Bloomberg and “his bottomless well of money was a significant influence, but there were many moneyed interests involved, as well as political calculations and a very popular, very driven governor intent on moving his agenda through,” Poust said.

He added that New York Gov. Andrew Cuomo “obviously strongly influenced” the four Republicans and the three Democrats who switched from no to yes. “What they were promised we may never know.”

The church was on the winning side in Maine Nov. 3, 2009, when voters passed a referendum to repeal legalizing same-sex marriage. The Portland diocese had asked Maine Catholics as well as other bishops and dioceses around the country for donations to the campaign to reject same-sex marriage. It received roughly $550,000 in donations (NCR, Nov. 25, 2009).

New York dioceses didn’t ask for money because New York’s law started as a legislative bill, not a referendum. Money affects both a little differently, Poust said.

“A referendum goes directly to the people so you don’t have to convince legislators, who are influenced by campaign contributions, promises of pet projects being funded, favorable redistricting lines and other perks,” he said. “In a referendum, it is simply a matter of letting the people vote their consciences in the privacy of the voting booth.

“From other states’ experiences, it seems in those cases that it often becomes a very expensive advertising war to get out the vote. New York does not have a system of initiative and referendum so laws cannot arise organically from the populace as they can in, say, California.”

On the other side, Francis DeBernardo, executive director of New Ways Ministry, a national organization that serves gay and lesbian Catholics, said, “Ballot initiatives are much more open to abuse by external forces, and rely less on public opinion and more on who can turn out the vote.”

“When elected officials have to take a stand on a controversial issue, they risk their careers, so they are more careful about voting in a way that reflects not only constituents’ views, but that also reflects their own personal integrity,” DeBernardo said.

None of the nine entities that legalized same-sex marriage -- Massachusetts, Connecticut, California, Maine, Iowa, Vermont, New Hampshire, New York and the District of Columbia -- did so with a referendum vote; all were due to court rulings and legislation. However, two states (California and Maine) that allowed same-sex marriage for a short time had it repealed by a referendum.

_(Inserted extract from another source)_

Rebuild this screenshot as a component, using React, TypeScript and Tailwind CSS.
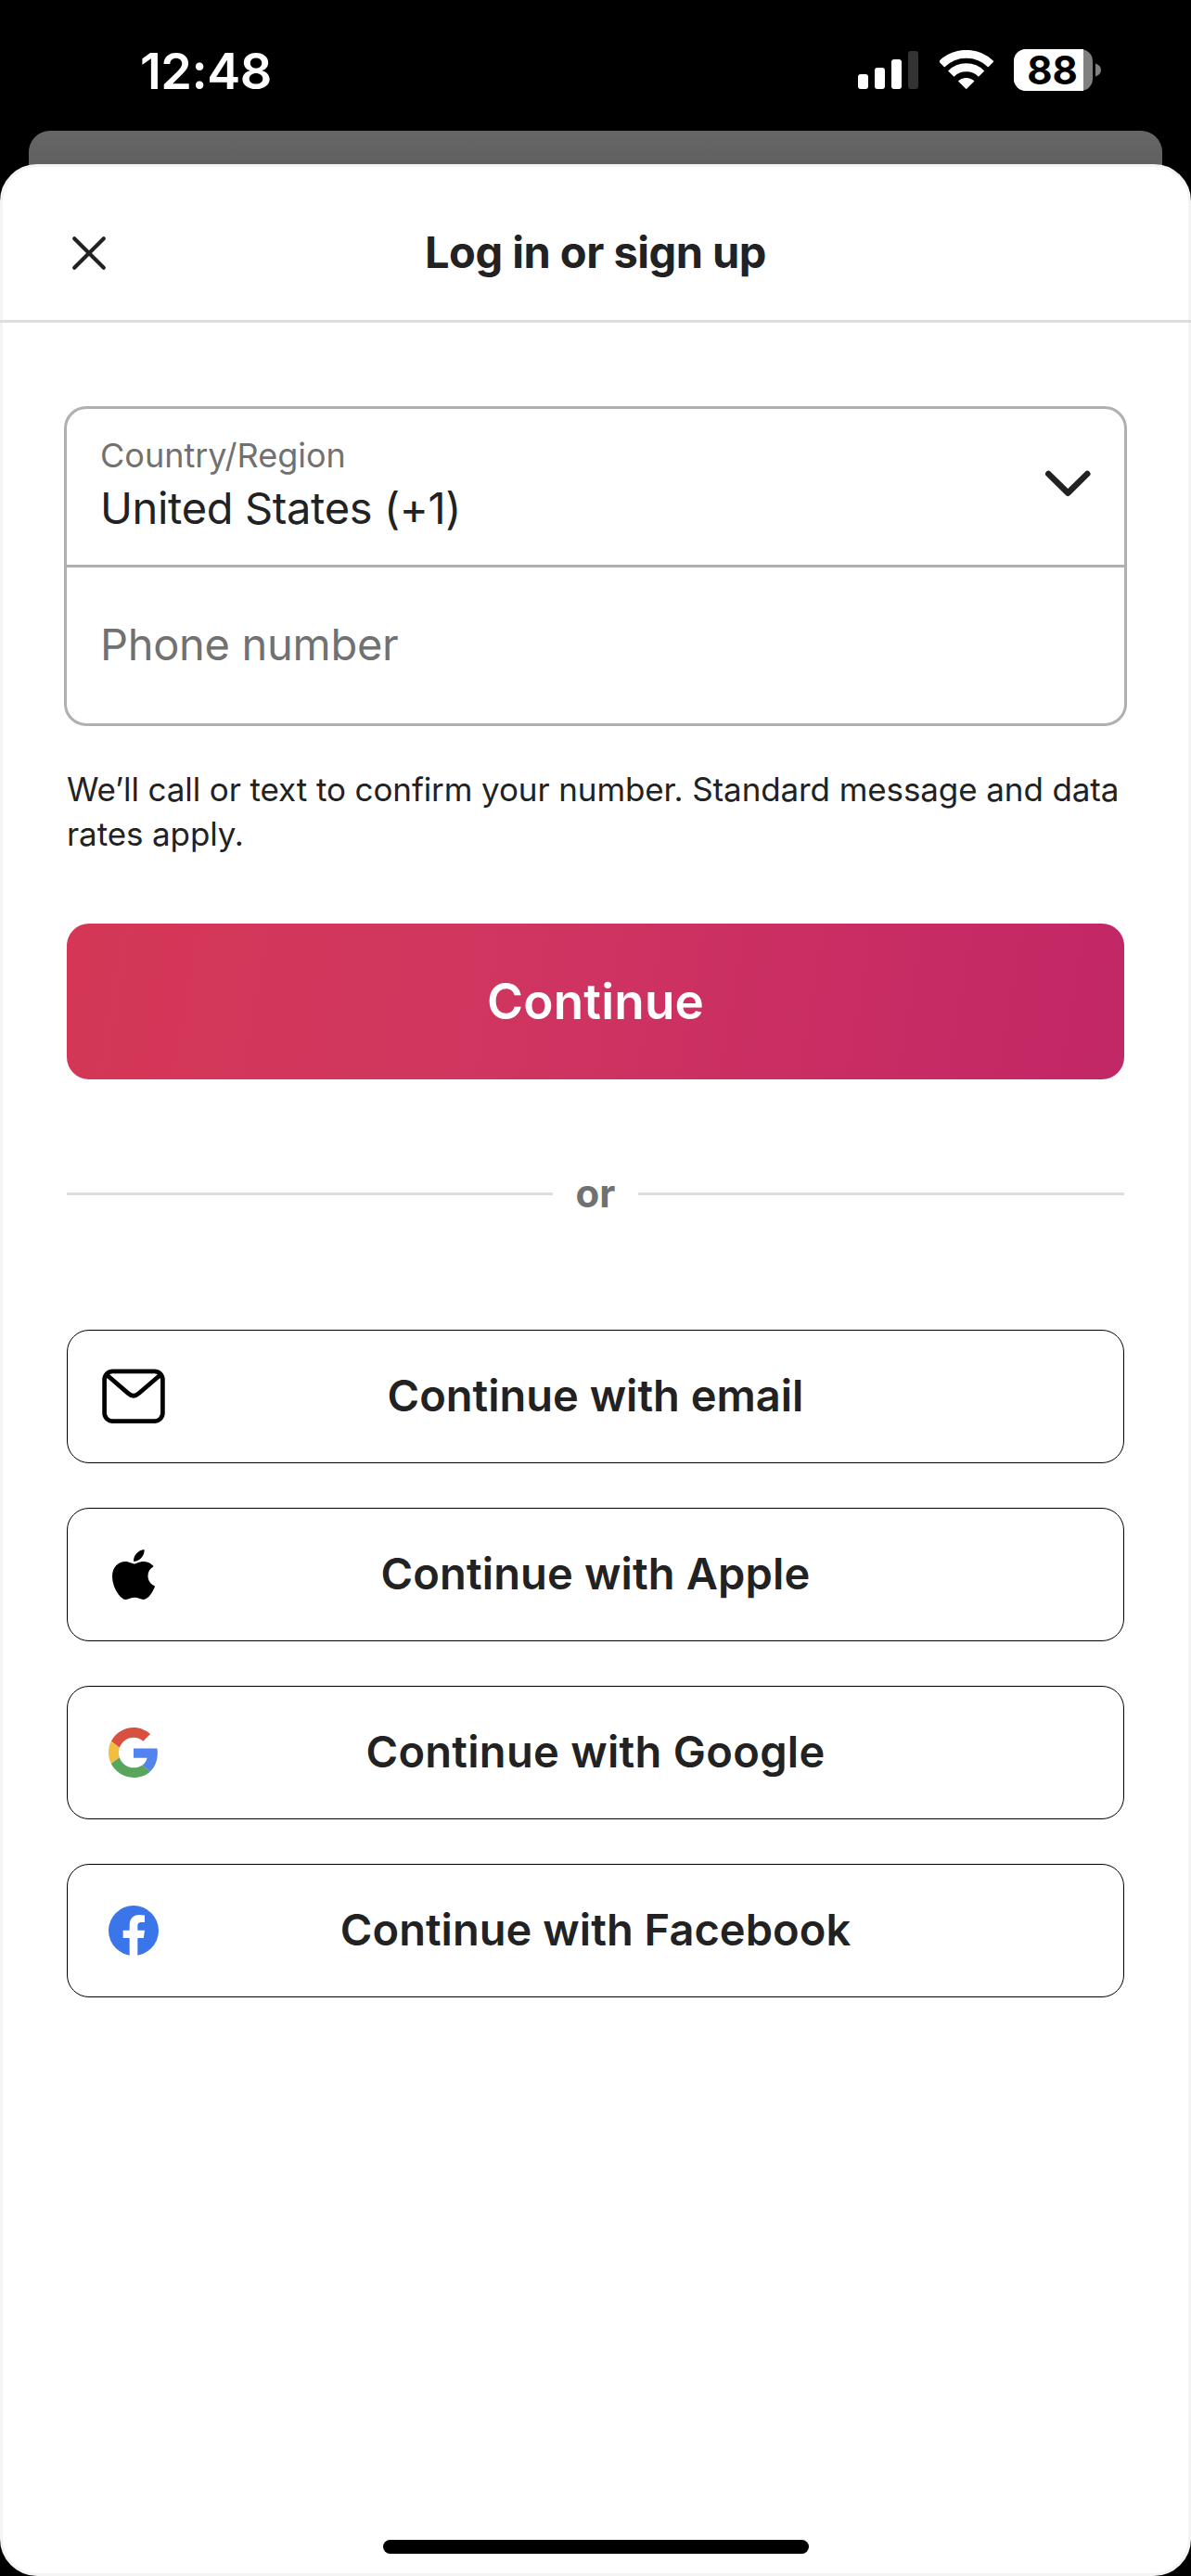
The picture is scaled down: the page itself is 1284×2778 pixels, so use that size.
import type { ReactNode } from 'react';

function SignalIcon() {
  return (
    <div className="flex h-[41px] items-end gap-[7px]">
      <div className="h-4 w-[11px] rounded-[3px] bg-white" />
      <div className="h-[23px] w-[11px] rounded-[3px] bg-white" />
      <div className="h-8 w-[11px] rounded-[3px] bg-white" />
      <div className="h-[41px] w-[11px] rounded-[3px] bg-[#333333]" />
    </div>
  );
}

function WifiIcon() {
  return (
    <svg className="h-[43px] w-[58px]" viewBox="0 0 58 43" fill="none">
      <path d="M2.1 15.3A37.7 37.7 0 0 1 55.4 15.3" stroke="#fff" strokeWidth="8.8" />
      <path d="M12.3 25.6A23.2 23.2 0 0 1 45.1 25.6" stroke="#fff" strokeWidth="9" />
      <path d="M19.9 33.6A12.6 12.6 0 0 1 37.5 33.6L29.4 41.6Q28.7 42.3 28 41.6Z" fill="#fff" />
    </svg>
  );
}

function Battery() {
  return (
    <div className="flex items-center gap-[3px]">
      <div className="flex h-[45px] w-[85px] items-center rounded-[13px] bg-[#808080]">
        <div className="flex h-[45px] w-[75px] items-center justify-center rounded-l-[13px] bg-white pl-[8px] text-[42px] leading-[52px] font-bold text-black">
          88
        </div>
      </div>
      <svg className="h-[15px] w-[6px]" viewBox="0 0 6 15">
        <path d="M0 .5C4 1.8 6 4.4 6 7.5S4 13.2 0 14.5Z" fill="#808080" />
      </svg>
    </div>
  );
}

function MailIcon() {
  return (
    <svg className="mb-px h-[59px] w-[68px]" viewBox="0 0 68 59" fill="none" stroke="#000" strokeWidth="4.7">
      <rect x="2.6" y="2.9" width="62.8" height="53.8" rx="9" />
      <path d="M4.6 6.2L28.2 26.6Q34 31.8 39.8 26.6L63.4 6.2" />
    </svg>
  );
}

function AppleIcon() {
  return (
    <svg className="h-[54px] w-[46px]" viewBox="4 32 376 448" preserveAspectRatio="none">
      <path d="M318.7 268.7c-.2-36.7 16.4-64.4 50-84.8-18.8-26.9-47.2-41.7-84.7-44.6-35.5-2.8-74.3 20.7-88.5 20.7-15 0-49.4-19.7-76.4-19.7C63.3 141.2 4 184.8 4 273.5q0 39.3 14.4 81.2c12.8 36.7 59 126.7 107.2 125.2 25.2-.6 43-17.9 75.8-17.9 31.8 0 48.3 17.9 76.4 17.9 48.6-.7 90.4-82.5 102.6-119.3-65.2-30.7-61.7-90-61.7-91.9zm-56.6-164.2c27.3-32.4 24.8-61.9 24-72.5-24.1 1.4-52 16.4-67.9 34.9-17.5 19.8-27.8 44.3-25.6 71.9 26.1 2 49.9-11.4 69.5-34.3z" />
    </svg>
  );
}

function GoogleIcon() {
  return (
    <svg className="h-[54px] w-[54px]" viewBox="0 0 48 48">
      <path fill="#d85140" d="M24 9.5c3.54 0 6.71 1.22 9.21 3.6l6.85-6.85C35.9 2.38 30.47 0 24 0 14.62 0 6.51 5.38 2.56 13.22l7.98 6.19C12.43 13.72 17.74 9.5 24 9.5z" />
      <path fill="#5383ec" d="M46.98 24.55c0-1.57-.15-3.09-.38-4.55H24v9.02h12.94c-.58 2.96-2.26 5.48-4.78 7.18l7.73 6c4.51-4.18 7.09-10.36 7.09-17.65z" />
      <path fill="#f1be42" d="M10.53 28.59c-.48-1.45-.76-2.99-.76-4.59s.27-3.14.76-4.59l-7.98-6.19C.92 16.46 0 20.12 0 24c0 3.88.92 7.54 2.56 10.78l7.97-6.19z" />
      <path fill="#58a55c" d="M24 48c6.48 0 11.93-2.13 15.89-5.81l-7.73-6c-2.15 1.45-4.92 2.3-8.16 2.3-6.26 0-11.57-4.22-13.47-9.91l-7.98 6.19C6.51 42.62 14.62 48 24 48z" />
    </svg>
  );
}

function FacebookIcon() {
  return (
    <svg className="h-[54px] w-[54px]" viewBox="0 0 162 162">
      <circle cx="81" cy="81" r="81" fill="#3a76e9" />
      <path fill="#fff" d="M68 162V105H47V80H68V64C68 42 80 30 99 30c7 0 13 .6 18 1.500V54H106.500C97 54 94 59 94 66.500V80H117L113.500 105H94V162z" />
    </svg>
  );
}

function ProviderButton({ icon, children, spacing }: { icon: ReactNode; children: ReactNode; spacing: string }) {
  return (
    <button className="grid h-36 w-full grid-cols-[142px_1fr_142px] items-center rounded-[24px] border border-black text-[#222222]">
      <span className="flex justify-center">{icon}</span>
      <span className={`pb-0.5 text-center text-[47px] leading-[60px] font-semibold whitespace-nowrap ${spacing}`}>{children}</span>
    </button>
  );
}

export default function App() {
  return (
    <div className="flex h-[2778px] w-[1284px] flex-col overflow-hidden bg-black font-['Inter',sans-serif]">
      <header className="flex h-[141px] justify-between pt-[53px] pr-[97px] pl-[151px] text-white">
        <div className="h-12 text-[54px] leading-[48px] font-semibold tracking-[-0.5px]">12:48</div>
        <div className="flex h-[45px] items-start">
          <div className="mt-[2px] mr-[23px]"><SignalIcon /></div>
          <div className="mt-[1px] mr-[22px]"><WifiIcon /></div>
          <Battery />
        </div>
      </header>

      <div className="mx-[31px] h-[86px] shrink-0 rounded-t-[23px] bg-linear-to-b from-[#666666] to-[#585858]" />

      <main className="relative -mt-[50px] flex flex-1 flex-col rounded-[40px] border-[3px] border-[#f4f4f4] bg-white text-[#222222]">
        <div className="-mx-[3px] grid h-[168px] shrink-0 grid-cols-[156px_1fr_156px] items-center border-b-[3px] border-[#dddddd] pt-[20px]">
          <button className="pl-[77px]">
            <svg className="h-[38px] w-[38px]" viewBox="0 0 38 38" fill="none" stroke="#222" strokeWidth="4.2" strokeLinecap="round">
              <path d="M3.200 3.200L34.800 34.800M34.800 3.200L3.200 34.800" />
            </svg>
          </button>
          <h1 className="pb-px text-center text-[47px] leading-[60px] font-bold tracking-[-0.5px]">Log in or sign up</h1>
        </div>

        <div className="flex flex-1 flex-col px-[69px] pt-[90px]">
          <div className="-mx-[3px] h-[345px] w-[1146px] rounded-[24px] border-[3px] border-[#b0b0b0]">
            <div className="flex h-[171px] items-start justify-between border-b-[3px] border-[#b0b0b0] pr-[36px] pl-[36px]">
              <div className="pt-[26px]">
                <div className="text-[36px] leading-[48px] text-[#717171]">Country/Region</div>
                <div className="pt-[3px] text-[47px] leading-[60px] tracking-[-0.35px]">United States (+1)</div>
              </div>
              <svg className="mt-[66px] h-[30px] w-[50px]" viewBox="0 0 50 30" fill="none" stroke="#222" strokeWidth="6.6" strokeLinecap="round" strokeLinejoin="round">
                <path d="M4.300 4L25.300 24.700L46.200 4" />
              </svg>
            </div>
            <div className="flex h-[168px] items-center pb-[2px] pl-[36px] text-[47px] leading-[60px] tracking-[-0.3px] text-[#717171]">
              <span>Phone number</span>
            </div>
          </div>

          <p className="mt-[44px] text-[35px] leading-[48px] tracking-[-0.1px] whitespace-nowrap">
            We’ll call or text to confirm your number. Standard message and data
            <br />
            rates apply.
          </p>

          <button className="mt-[73px] h-[168px] w-full rounded-[24px] bg-linear-[100deg,#d43755_0%,#d13660_38%,#c92d63_72%,#c22766_100%] pt-[2px] text-[53px] font-semibold tracking-[0.2px] text-white">
            Continue
          </button>

          <div className="mt-[93px] flex h-[60px] items-center">
            <div className="h-[3px] flex-1 bg-[#dddddd]" />
            <span className="w-[92px] text-center text-[42px] leading-[60px] font-bold text-[#717171]">or</span>
            <div className="h-[3px] flex-1 bg-[#dddddd]" />
          </div>

          <div className="mt-[117px] flex flex-col gap-12">
            <ProviderButton icon={<MailIcon />} spacing="tracking-[0px]">
              Continue with email
            </ProviderButton>
            <ProviderButton icon={<AppleIcon />} spacing="tracking-[0.15px]">
              Continue with Apple
            </ProviderButton>
            <ProviderButton icon={<GoogleIcon />} spacing="tracking-[0.3px]">
              Continue with Google
            </ProviderButton>
            <ProviderButton icon={<FacebookIcon />} spacing="tracking-[0.05px]">
              Continue with Facebook
            </ProviderButton>
          </div>

          <div className="mt-auto mb-[21px] h-[15px] w-[459px] self-center rounded-full bg-black" />
        </div>
      </main>
    </div>
  );
}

Of the 31 states that have held referendums on same-sex marriage, none have approved it. A same-sex marriage ban was defeated in Arizona in 2006, but a referendum two years later reversed that vote and upheld the ban.

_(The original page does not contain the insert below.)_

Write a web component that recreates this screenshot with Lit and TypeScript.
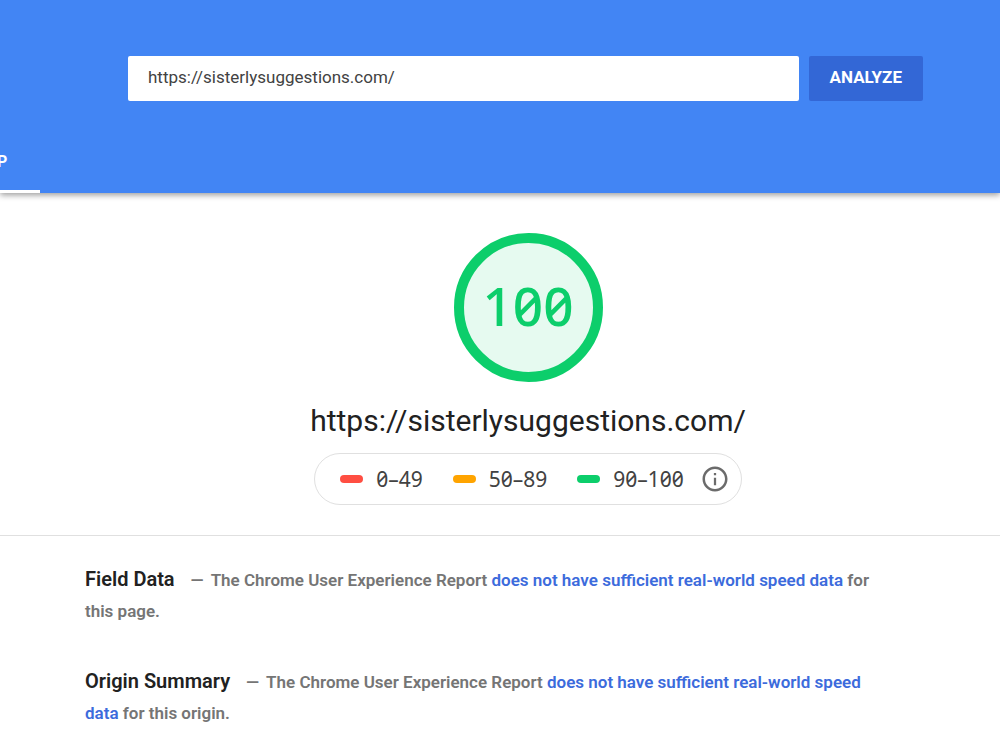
import { LitElement, html, css } from "lit";
import { customElement, property, state } from "lit/decorators.js";

const SITE = "https://sisterlysuggestions.com/";

@customElement("score-gauge")
class ScoreGauge extends LitElement {
  @property({ type: Number }) score = 0;

  static styles = css`
    :host {
      display: grid;
      place-items: center;
      box-sizing: border-box;
      width: 149px;
      height: 149px;
      padding-bottom: 3px;
      border: 10px solid #0cce6b;
      border-radius: 50%;
      background: #e6faf0;
      color: #0cce6b;
      font: 500 53px/60px "Noto Sans", sans-serif;
      font-feature-settings: "zero", "tnum";
    }
  `;

  render() {
    return html`<span>${this.score}</span>`;
  }
}

@customElement("score-scale")
class ScoreScale extends LitElement {
  static styles = css`
    :host {
      display: flex;
      align-items: center;
      box-sizing: border-box;
      height: 52px;
      padding: 0 11px 0 25px;
      border: 1px solid #e0e0e0;
      border-radius: 26px;
      color: #424242;
      font: 400 21px/24px "Noto Sans", sans-serif;
      font-feature-settings: "zero", "tnum";
    }
    .list {
      display: flex;
      gap: 30px;
      margin: 0;
      padding: 0;
      list-style: none;
    }
    .range {
      display: flex;
      align-items: center;
      gap: 13px;
    }
    .mark {
      width: 23px;
      height: 8px;
      border-radius: 4px;
    }
    .fail { background: #ff4e42; }
    .average { background: #ffa400; }
    .pass { background: #0cce6b; }
    .info {
      display: block;
      margin-left: 16px;
      padding: 0;
      border: 0;
      background: none;
      color: #6b6b6b;
      cursor: pointer;
    }
    .icon { display: block; }
  `;

  private ranges = [
    { kind: "fail", label: "0–49" },
    { kind: "average", label: "50–89" },
    { kind: "pass", label: "90–100" },
  ];

  render() {
    return html`
      <ul class="list">
        ${this.ranges.map(
          (r) => html`<li class="range"><span class="mark ${r.kind}"></span><span>${r.label}</span></li>`
        )}
      </ul>
      <button class="info" type="button" aria-label="About the score">
        <svg class="icon" width="30" height="30" viewBox="0 0 24 24" fill="currentColor" aria-hidden="true">
          <path d="M11.1 17h1.8v-6h-1.8v6zm.9-15C6.48 2 2 6.48 2 12s4.48 10 10 10 10-4.48 10-10S17.52 2 12 2zm0 18c-4.41 0-8-3.59-8-8s3.59-8 8-8 8 3.59 8 8-3.59 8-8 8zM11.1 9h1.8V7.2h-1.8V9z" />
        </svg>
      </button>
    `;
  }
}

@customElement("app-root")
class AppRoot extends LitElement {
  @state() private url = SITE;

  static styles = css`
    :host {
      display: block;
      min-height: 100vh;
      overflow: hidden;
      background: #fff;
      color: #212121;
      font-family: Roboto, sans-serif;
    }
    .header {
      background: #4285f4;
      box-shadow: 0 2px 6px rgba(0, 0, 0, 0.4);
    }
    .search {
      display: flex;
      gap: 10px;
      padding: 56px 77px 32px 128px;
    }
    .field {
      flex: 1;
      min-width: 0;
      box-sizing: border-box;
      height: 45px;
      padding: 0 20px 3px;
      border: 0;
      border-radius: 2px;
      background: #fff;
      color: #424242;
      font: 400 17px/24px Roboto, sans-serif;
    }
    .analyze {
      height: 45px;
      padding: 0 21px 3px;
      border: 0;
      border-radius: 2px;
      background: #3367d6;
      color: #fff;
      font: 700 17px/24px Roboto, sans-serif;
      cursor: pointer;
    }
    .tabs {
      display: flex;
      margin-left: -3px;
    }
    .tab {
      height: 60px;
      padding: 0 33px 0 0;
      border: 0;
      border-bottom: 3px solid #fff;
      background: none;
      color: #fff;
      font: 700 16px/24px Roboto, sans-serif;
      cursor: pointer;
    }
    .summary {
      display: flex;
      flex-direction: column;
      align-items: center;
      padding: 40px 0 30px 56px;
      border-bottom: 1px solid #e0e0e0;
    }
    .title {
      margin: 19px 0 13px;
      font-size: 30px;
      line-height: 39px;
      font-weight: 400;
    }
    .report {
      display: grid;
      gap: 40px;
      padding: 29px 110px 20px 85px;
    }
    .note {
      margin: 0;
      color: #757575;
      font-size: 17px;
      line-height: 31px;
      font-weight: 600;
    }
    .name {
      display: inline;
      margin: 0 16px 0 0;
      color: #212121;
      font-size: 20px;
      line-height: 24px;
      font-weight: 600;
    }
    .dash { margin-right: 7px; }
    .link {
      color: #3c6bdc;
      text-decoration: none;
    }
  `;

  private section(name: string, link: string, tail: string) {
    return html`<section class="note"><h2 class="name">${name}</h2><span class="dash">—</span>The Chrome User Experience Report <a class="link" href="#">${link}</a> ${tail}</section>`;
  }

  render() {
    return html`
      <header class="header">
        <form class="search" @submit=${(e: Event) => e.preventDefault()}>
          <input
            class="field"
            type="url"
            aria-label="Web page URL"
            .value=${this.url}
            @input=${(e: Event) => (this.url = (e.target as HTMLInputElement).value)}
          />
          <button class="analyze" type="submit">ANALYZE</button>
        </form>
        <nav class="tabs"><button class="tab" type="button">P</button></nav>
      </header>
      <main>
        <div class="summary">
          <score-gauge .score=${100}></score-gauge>
          <h1 class="title">${SITE}</h1>
          <score-scale></score-scale>
        </div>
        <div class="report">
          ${this.section("Field Data", "does not have sufficient real-world speed data", "for this page.")}
          ${this.section("Origin Summary", "does not have sufficient real-world speed data", "for this origin.")}
        </div>
      </main>
    `;
  }
}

Poust said that the New York Catholic Conference’s strategy for the same-sex marriage bill was not unlike other bills on which it advocates. It directly lobbied legislators and also encouraged people to contact their legislators.

In 2009, New York’s then-Gov. David Patterson had supported a similar measure, but it was defeated in the Senate. Cuomo, a Catholic, supported the same-sex marriage bill, and he reached out to citizen groups that supported it, telling them they had to be better organized than in 2009. These groups formed a coalition that raised and spent $3 million on a television and radio campaign.

Organizations on both sides have vowed to help or defeat those who voted in favor of the bill when they are up for re-election. The gay-rights coalition New Yorkers United for Marriage said it would spend $1 million on the re-election campaigns of the senators who switched their no votes to yes, while the National Organization for Marriage, a Washington-based nonprofit, said it would spend $2 million to defeat senators who voted yes.

The next battleground states are Minnesota, where a referendum will appear on the 2012 ballot, and possibly North Carolina, whose legislature will decide this fall if a referendum to ban same-sex marriage will be on the 2012 ballot. Other possible debates on either introducing a measure or repealing one could be in Maine, Oregon, New Hampshire and Maryland.